Por isso, além dos tascos e das mercearias “tem tudo”, das suas montras “às três pancadas”, das decorações de São João, das tabuletas de folheta, dos nomes castiços, das ementas escritas por mãos besuntadas com letras gordas, estas novas páginas da lavra do escritor e respigador de décadas e incontáveis obras sobre o Porto e os portuenses, são também sobre personagens: trabalhadoras, biscateiras ou coçadoras de esquinas, defumadas no quotidiano remediado, afetas ao palito, às azeitonas, à sopa caseira, ao bacalhau frito, plenas de gorduras bárbaras, hoje policiadas por leis e viveres padronizados, de fusão.

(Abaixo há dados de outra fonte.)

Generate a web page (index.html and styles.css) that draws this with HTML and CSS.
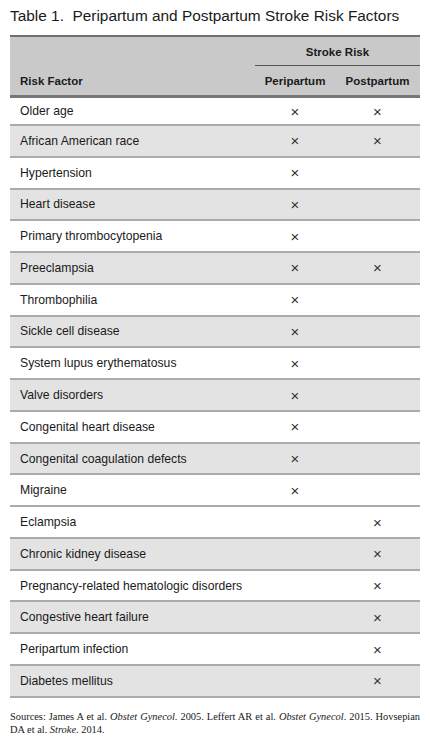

Por isso, resiste também neste livro a memória da “cidade rumorosa, povoada e profunda”, coerente, fecunda e de desolações amparadas. Sim, os bairros, as ilhas, as ruas, as fábricas e “as relações apertadas de vizinhança e do trabalho ao pé da porta”. Escritos que nos levam à memória “de um certo Porto popular e operário”, à “cultura dos pobres”, à rudeza dos dias e da mão-de-obra quase escrava e paga como tal.
E se o olhar repousa nas ruínas desse tempo, diante de portas fechadas, janelas entaipadas e gentes centrifugadas para a periferia, o que sobra desse mundo, ao menos, para tasquinhar? Hélder Pacheco, excursionista militante do Grupo de Amigos das Adegas e Tascas do Porto, recomenda que se passe pelo Alfredo Portista, Adega Mesquita, Flor do Palácio (que, em breve, receberá distinção a condizer com a tradição), Adega Floresta, Adega do Olho ou Casa Louro, e se espreitem – e se experimentem – o sabor de abraços feitos, da tasca da Dona Cremilde. “Noutro tempo”, refere, nostálgico, Hélder Pacheco, “ter-se-ia justificado um SAAL [Serviço de Apoio Ambulatório Local, projeto arquitetónico e político pós-revolução] para as tabernas, mas agora é tarde”.